17Concerning her own medical needs, the appellant testified that her most recent medical appointment was prior to the vehicle impoundment. She added that she has a future medical appointment that requires transportation to a different community during the impoundment, and that she had no way of getting to this appointment. However, during cross-examination, the appellant confirmed she had not made enquiries with friends or family about getting a ride to this appointment. Rather, she assumed that nobody would be available to help her because the appointment was scheduled during working hours. While this may be the case, it remains that the appellant must demonstrate she has no alternative to the impounded vehicle, and I find that mere speculation without at least making reasonable enquiries falls short of meeting this onus.
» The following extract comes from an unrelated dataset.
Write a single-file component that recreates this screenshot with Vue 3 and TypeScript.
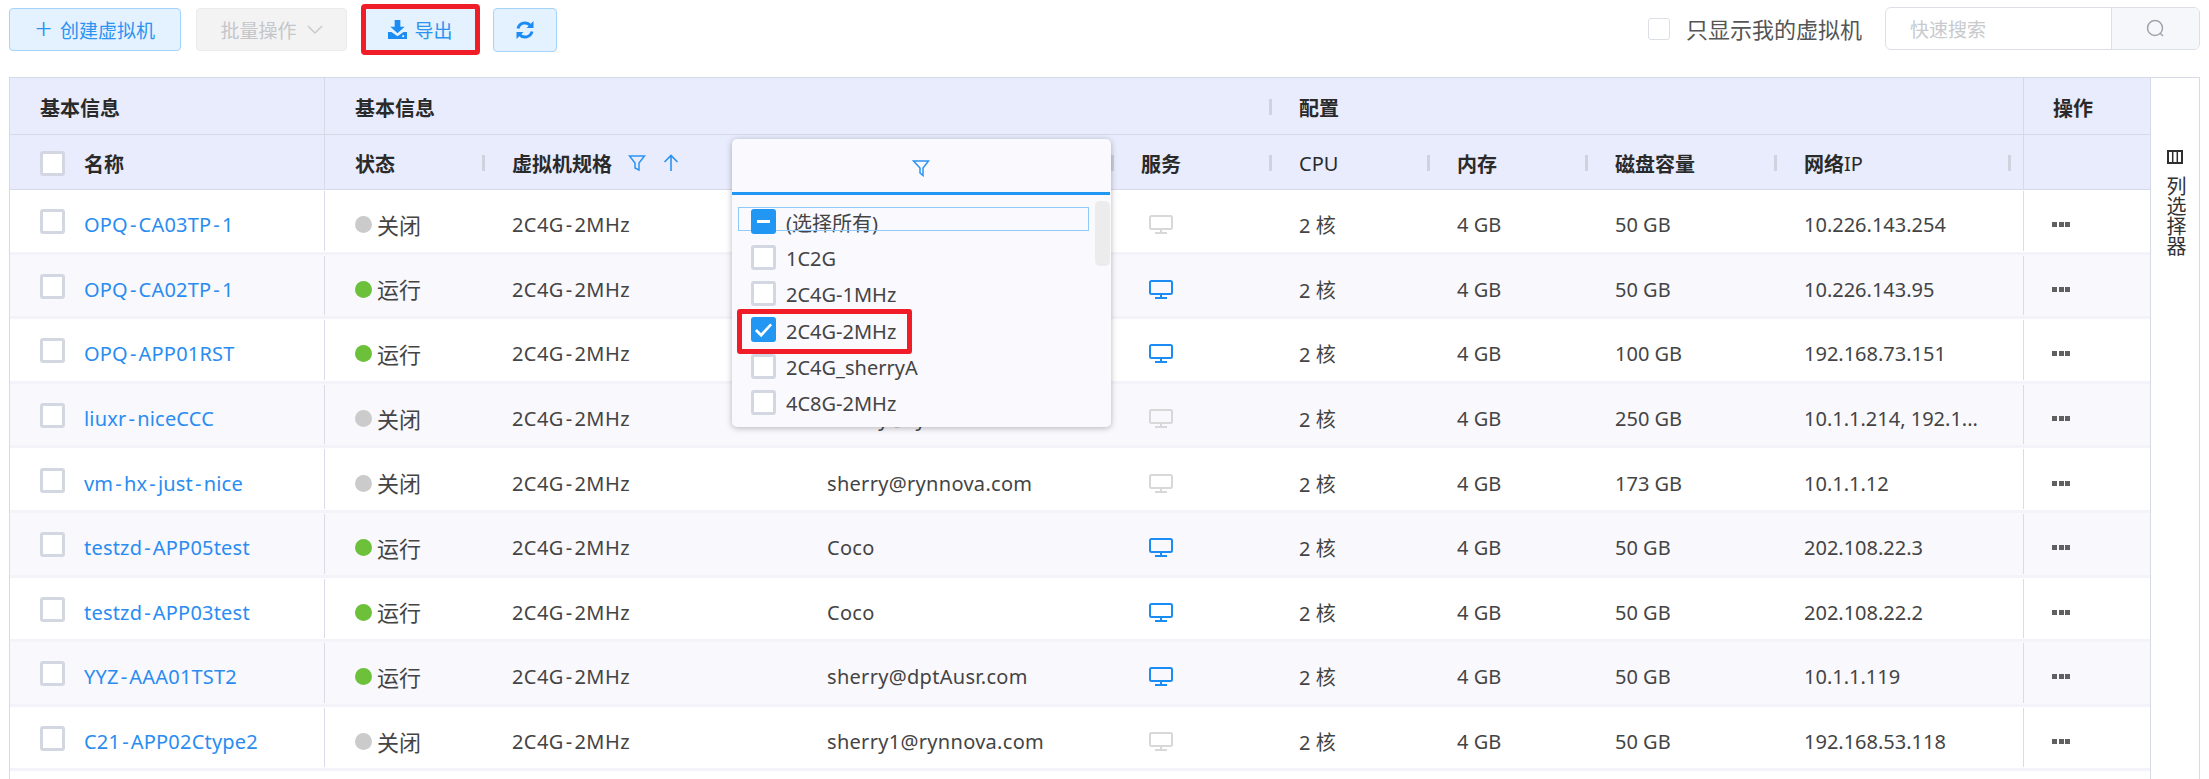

18The applicant’s testimony about having no way to get to work was not persuasive. The appellant testified that she had “lined up” a new job at a downtown daycare in the basement of a church. But during cross-examination, she clarified that she did not have a starting date for employment. I therefore placed little weight on this as evidence of exceptional hardship resulting from impoundment because the appellant did not establish she would even require transportation for employment during the impound period. In any event, the appellant led no evidence to show she had made enquiries about alternate transportation to get to this work location, such as, for example, contacting the employer to explore sharing rides with co-workers for the duration of the impoundment period. Rather, the appellant offered that she did not know anyone who worked there as the daycare had only just recently opened at the start of 2026.
19In conclusion, when I consider all this evidence on a balance of probabilities, I find that the appellant has not shown there is no alternative to the impounded vehicle. As such, exceptional hardship has not been established in accordance with the Act and the Regulation and I need not consider the remaining factors for determining exceptional hardship.
ORDER
20The Tribunal orders that the impoundment of the vehicle is confirmed.